By Mark Esper
Snowpack in the San Juan Mountains is far below the 30-year average, leading to concerns about water availability later in the year.
Statewide, snowpack is 73 percent of normal. That ranks as the fourth-driest measurement in the last 30 years, according to USDA Natural Resources Conservation Service.
“We’re really hurting statewide,” said Chris Landry, director of the Center for Snow and Avalanche Studies in Silverton.
But he noted the San Juan Mountains “have little bits of prosperity,” notably Wolf Creek Pass, where the snowpack is slightly above its 30-year average.
“That’s partly a function of the first storm (in early October) that gave them four feet,” Landry said.

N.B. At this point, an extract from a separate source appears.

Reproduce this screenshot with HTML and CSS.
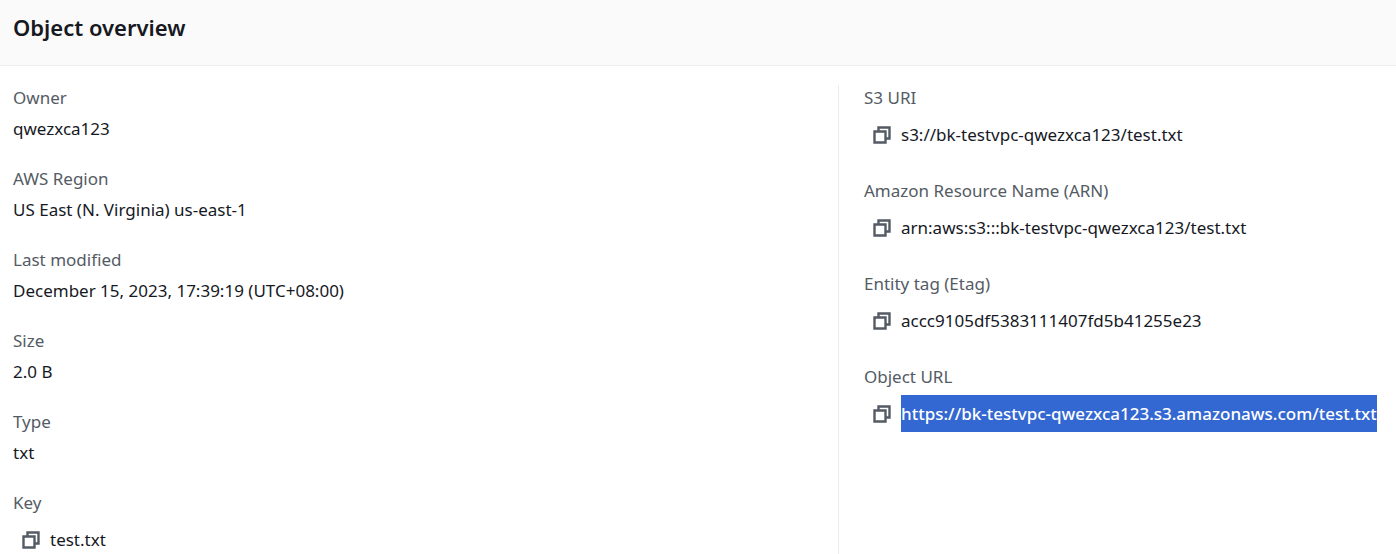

“But the upper Animas is quite dry,” Landry said, with the lowest snow/water equivalent in at least nine years. “The snowpack is just extremely weak overall.
“I’m sure there is concern among water managers,” Landry said. “This is a really bad start.”
But Landry held out hope that “one or two major storms can restore the snowpack really quickly.”
He warned, however, that such storms would also lead to a severe avalanche hazard, given the weak underlying snowpack.
Landry said that in the western San Juan Mountains, 2011 ended “dry and dusty, to boot.”
Portions of the San Juan Mountains do have comparatively better snow cover than the rest of the state.
But Landry said the CSAS’s Senator Beck Basin Study Area at Red Mountain Pass presents a “scroungy scene, with bare south-facing slopes extending well above treeline and wind-blasted, thin snow cover elsewhere.”
Early winter dust may have hastened the burnoff of those south-facing slopes, Landry said, as those layers became exposed from wind stripping and melt during the prolonged periods of sunny weather we’ve experienced.
Landry said the New Year’s Eve windstorm also had a significant impact.
“The ferocious winds undoubtedly resulted in lost snow-water equivalent to sublimation as massive plumes of snow were thrown in the air and carried great distances,” Landry said.
Although the strongest single hour of wind at the Putney Study Plot near Red Mountain Pass was from 8 to 9 a.m. that morning — averaging 55 mph and gusting to 94 mph — it wasn't until a little later in the morning that a distinct haze was visible in the air, probably consisting of a combination of ice particles and dust. That haze persisted into the late afternoon and evening. A tour the next day to our Senator Beck Study Plot for a snow profile found clear evidence of a fresh but comparatively minor dust-on-snow event.
Dust on the snowpack tends to hasten melting and snowpack depletion.